Virtual Screening to Identify Calcium Channel Blockers
The first step in the search for a new TCCBs is to collect all pertinent chemical and biological information related to TCCBs, in particular the Cav3.2 isoform (Figure 3). Searching by target name, initially under ion channels and then by narrowing the search down to voltage-dependent calcium channels, followed by selection of the specific isoform enables easy retrieval of all the relevant chemical and biological data from Reaxys Medicinal Chemistry.
To facilitate comparisons of bioactivity data from different publications and assay types, all the data points in Reaxys Medicinal Chemistry have pX values. pX values are calculated by transforming parameters such as EC50, IC50 and Ki into the –Log equivalent (pEC50, pIC50, pKi). These are normalized values assigned to the data that enable easily quantification of compound–target affinity and compare information from all around the world.
The target search for the Cav3.2 isoform of TCCBs in Reaxys Medicinal Chemistry retrieved the chemical structure of 1,854 ligands active against that specific target. These 1,854 ligands have 2,285 bioactivities associated with them and were extracted from 77 citations (Figure 4A).
An affinity profile for the most potent ligands active against the Cav3.2 isoform of TCCBs, with pX values greater than 6.0 (affinity < 1 μM), can be generated and viewed as a Heatmap (Figure 4B). The Heatmap visualizes the relationships between ligands and their targets in terms of key parameters, allowing rapid identification of relevant ligand–target interactions. The map displays all ligands with a pX above 6.0 and the associated target TCCB protein for which in vitro biological data has been mined from the literature. In the Heatmap, biological affinities or activities are quantified as a pX value and displayed from 1 (low activity) in blue to 15 (high activity) in red.
At the time of this analysis, this query resulted in 471 ligands with a pX value of above 6.0 (affinity < 1 μM) against the TCCB target. Some of these molecules are depicted in Figure 5. These molecules were then clustered using variable-length Jarvis-Patrick clustering. The query set was narrowed down and the central molecules of resulting clusters and singletons was used for building the 2D pharmacophore in the virtual screening analysis.

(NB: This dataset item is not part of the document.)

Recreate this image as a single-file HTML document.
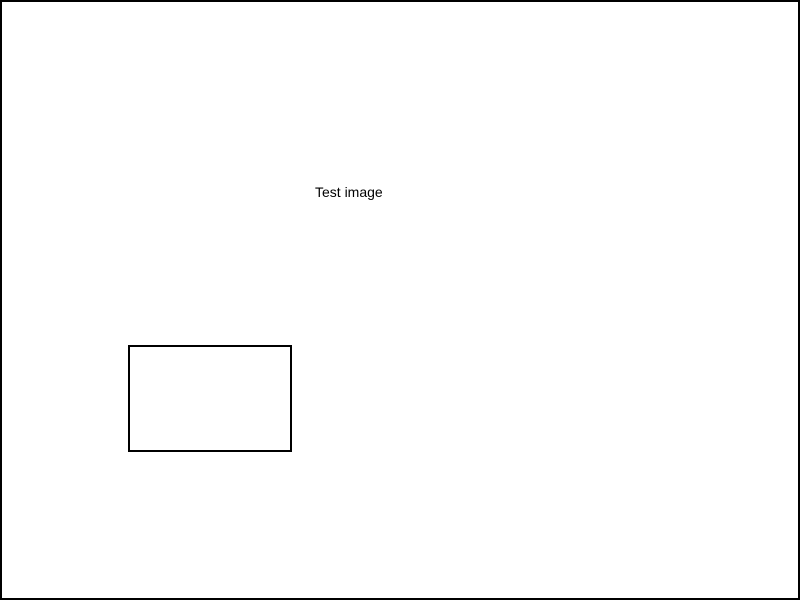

A multitude of key parameters can be explored to aid understanding of the ligand−target interactions, such as drug-like grading, in vitro efficacy, in vivo animal models, metabolism, pharmacokinetic and pharmacodynamic data, and clinical use/application, as well as extensive information on the chemical structure itself. For example, Reaxys Medicinal Chemistry can be used to get detailed metabolic data for each compound/ligand (Figure 6). For each data point, the parameter measured, the value, target, target species, tissue/organ, dose and reference are all shown and both quantitative and qualitative results available in the database. This aspect would be particularly beneficial considering that Mibefradil was withdrawn from the market due to the inhibition of cytochrome P450 enzymes 3A4 and 2D6, which had the potential to lead to serious drug−drug interactions.